**INFORMATION SUPPLIED:**
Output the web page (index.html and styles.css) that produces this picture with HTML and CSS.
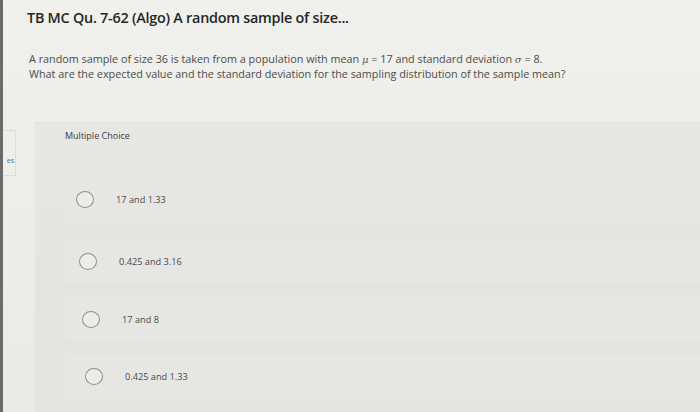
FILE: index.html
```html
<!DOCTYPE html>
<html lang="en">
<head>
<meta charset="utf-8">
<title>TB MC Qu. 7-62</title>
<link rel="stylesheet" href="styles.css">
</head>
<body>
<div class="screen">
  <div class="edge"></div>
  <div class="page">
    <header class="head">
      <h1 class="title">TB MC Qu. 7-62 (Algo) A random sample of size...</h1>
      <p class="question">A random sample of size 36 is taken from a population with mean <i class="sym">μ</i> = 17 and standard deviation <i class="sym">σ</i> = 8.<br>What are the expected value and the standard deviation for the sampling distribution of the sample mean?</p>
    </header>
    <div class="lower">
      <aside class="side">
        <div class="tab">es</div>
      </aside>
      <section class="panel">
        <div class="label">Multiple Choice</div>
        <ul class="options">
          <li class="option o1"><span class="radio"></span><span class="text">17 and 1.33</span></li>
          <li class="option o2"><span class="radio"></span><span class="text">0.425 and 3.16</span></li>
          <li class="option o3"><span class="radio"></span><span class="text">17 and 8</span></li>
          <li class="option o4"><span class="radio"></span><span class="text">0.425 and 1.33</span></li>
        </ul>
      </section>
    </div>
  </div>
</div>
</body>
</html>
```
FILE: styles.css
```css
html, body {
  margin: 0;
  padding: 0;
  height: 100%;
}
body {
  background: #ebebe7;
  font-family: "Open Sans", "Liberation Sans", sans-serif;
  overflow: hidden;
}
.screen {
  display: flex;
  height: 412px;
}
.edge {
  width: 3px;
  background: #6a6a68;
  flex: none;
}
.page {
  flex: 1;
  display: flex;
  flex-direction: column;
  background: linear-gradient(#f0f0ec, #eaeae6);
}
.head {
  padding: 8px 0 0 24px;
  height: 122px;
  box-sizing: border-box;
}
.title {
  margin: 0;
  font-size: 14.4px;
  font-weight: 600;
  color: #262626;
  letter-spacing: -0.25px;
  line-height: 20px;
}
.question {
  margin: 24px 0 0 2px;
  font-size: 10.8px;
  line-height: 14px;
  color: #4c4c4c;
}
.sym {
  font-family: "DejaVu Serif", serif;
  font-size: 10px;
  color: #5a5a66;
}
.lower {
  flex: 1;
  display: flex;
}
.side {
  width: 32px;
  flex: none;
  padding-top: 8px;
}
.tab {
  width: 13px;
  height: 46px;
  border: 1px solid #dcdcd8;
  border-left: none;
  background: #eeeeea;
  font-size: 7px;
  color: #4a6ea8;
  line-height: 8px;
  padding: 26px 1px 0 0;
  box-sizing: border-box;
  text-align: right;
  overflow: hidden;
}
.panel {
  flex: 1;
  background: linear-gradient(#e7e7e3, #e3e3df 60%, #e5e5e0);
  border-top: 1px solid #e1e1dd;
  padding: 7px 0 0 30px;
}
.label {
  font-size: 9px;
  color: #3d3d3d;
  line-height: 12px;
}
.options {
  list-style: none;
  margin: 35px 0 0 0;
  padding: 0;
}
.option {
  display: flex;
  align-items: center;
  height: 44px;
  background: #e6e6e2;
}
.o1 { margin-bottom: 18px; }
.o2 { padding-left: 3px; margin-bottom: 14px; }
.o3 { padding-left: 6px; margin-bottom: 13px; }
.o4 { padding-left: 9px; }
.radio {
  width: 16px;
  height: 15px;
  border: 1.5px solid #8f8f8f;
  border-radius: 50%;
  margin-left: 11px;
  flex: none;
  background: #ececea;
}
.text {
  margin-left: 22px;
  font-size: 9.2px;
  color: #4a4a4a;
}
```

**TASK TO COMPLETE:** Copy out all lines from the material above that contain the string "page".

**REPLY TO THE EXERCISE:**
Output the web page (index.html and styles.css) that produces this picture with HTML and CSS.
  <div class="page">
.page {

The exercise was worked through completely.